Game companies may soon bring there platforms inside a MMORPG http://www.marketwire.com/mw/release_html_b1?relea se_id=259436
And that's only taking one of the most known (Pokémon are even more known), but Xenogears or some Tales games shatter your weak argument.
Not to dig here, by are you seriously claiming that ANY Pokemon game has a good story? There are JRPGS with good stories. They are in the distinct minority. MOST JRPGs have lame cookie-cutter plots filled with anime chicles (amnesiac hero, female spellcaster love interest/sidekick, effeminate villan trying to destroy world, blah, blah, blah). Note the key word: MOST. There have been a shitload of JRPGs released for the PS1 and PS2 in recent years, far more than comparable PC releases. That's why it seems like the writing in console RPGS is better, there is simply a bigger field.
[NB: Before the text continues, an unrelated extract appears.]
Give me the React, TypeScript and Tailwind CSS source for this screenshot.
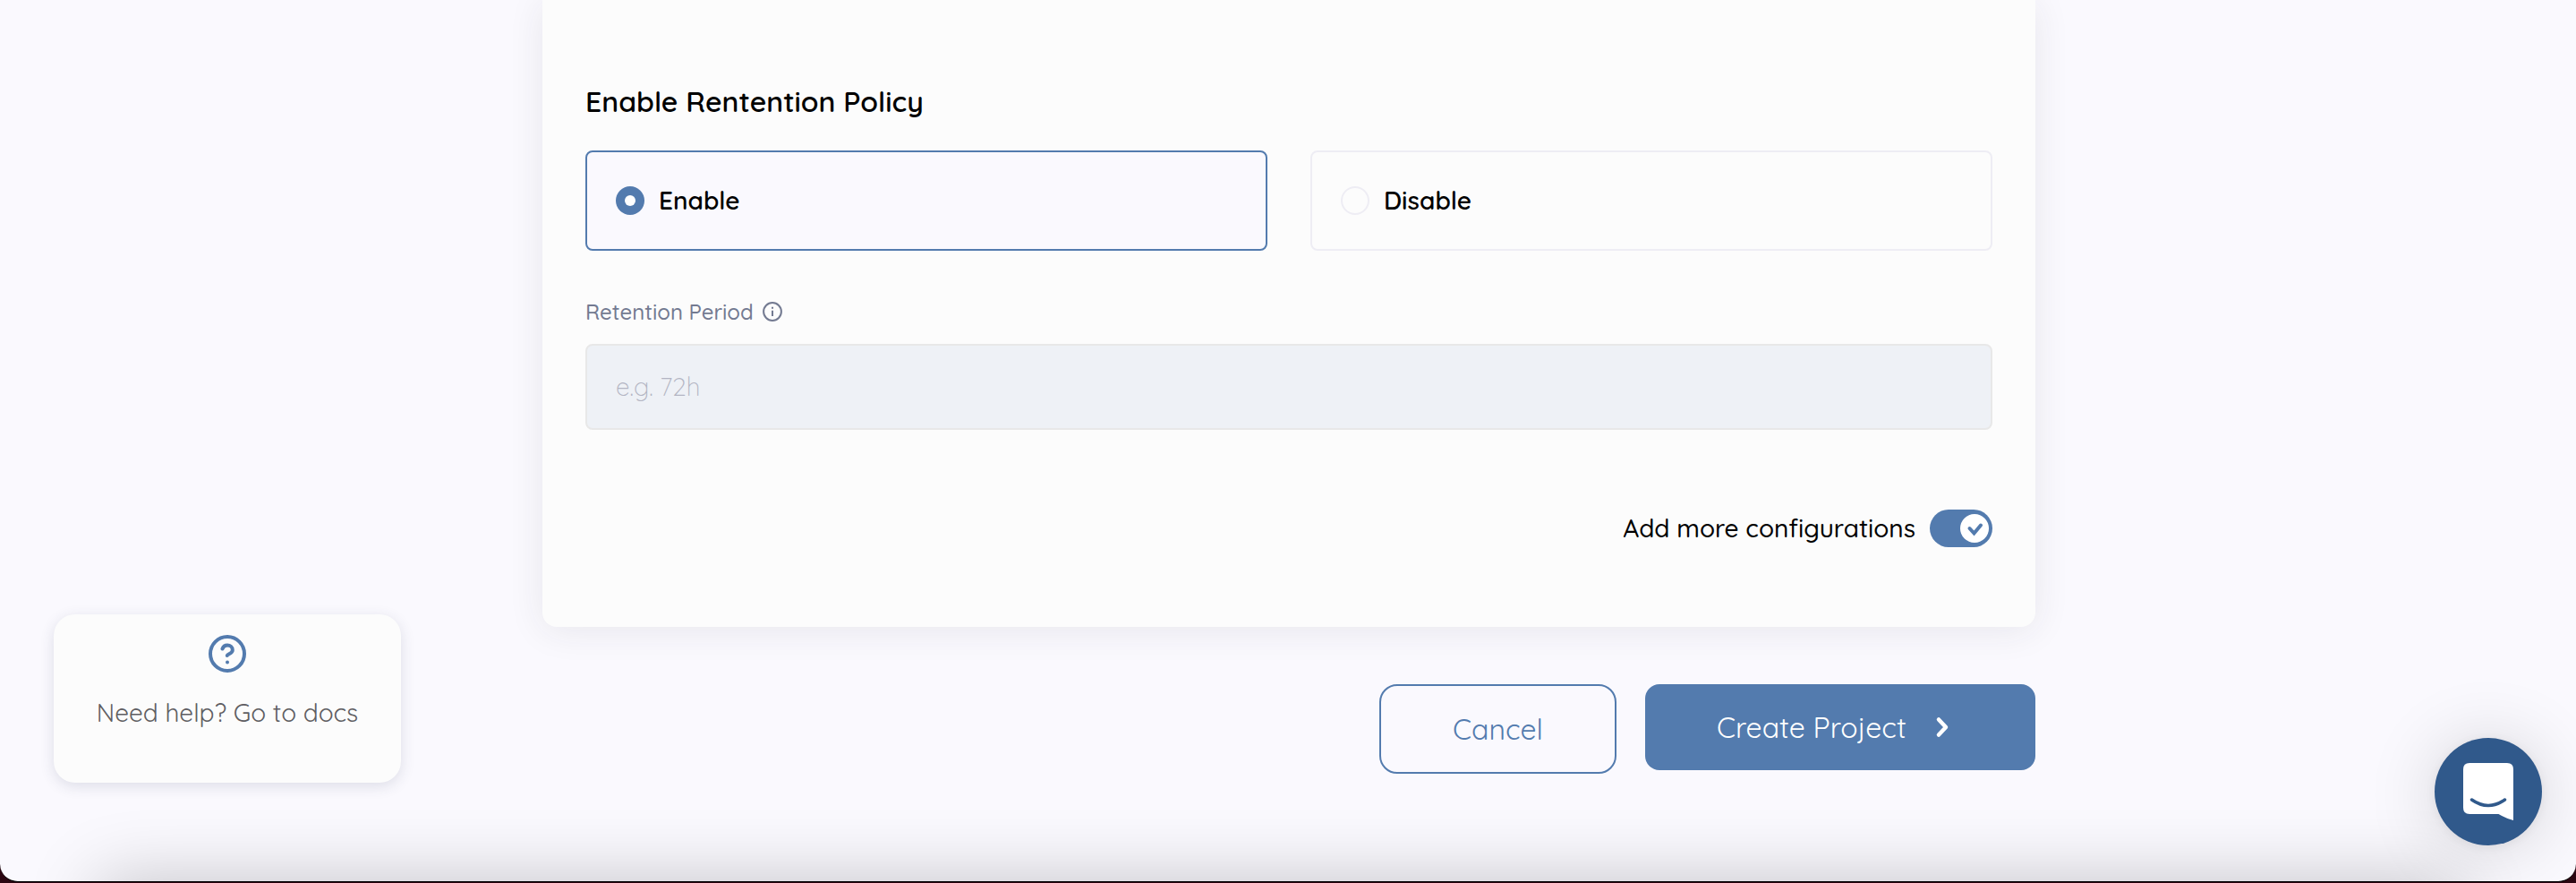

If I think about the RPGs that do best in America, it's because they speak more to the "American" experience. Fallout has it's kitschy 1950's style and "Pip-Boy". KOTOR is based on Star Wars, which while basically a religion in the USA, might not have as much impact overseas. And iconic D&D games like Baldur's Gate might not have as much impact for those not familiar with the tabletop game. The gamestyle tends to be slightly different. Part of this is because of console conventions (save points vs. save anywhere), but others are stylistic, like the heavy use of random encounters.
I guess what I'm getting at here is that poor JRPG sales in the USA might not have anything to do with the quality of said games, but of the nature of Japanese and American culture. "Dating sims" are also big in Japan, but the whole idea seems ridiculous to Americans. Most Japanese people think American Football is boring, by Madden is the bestselling game in the USA.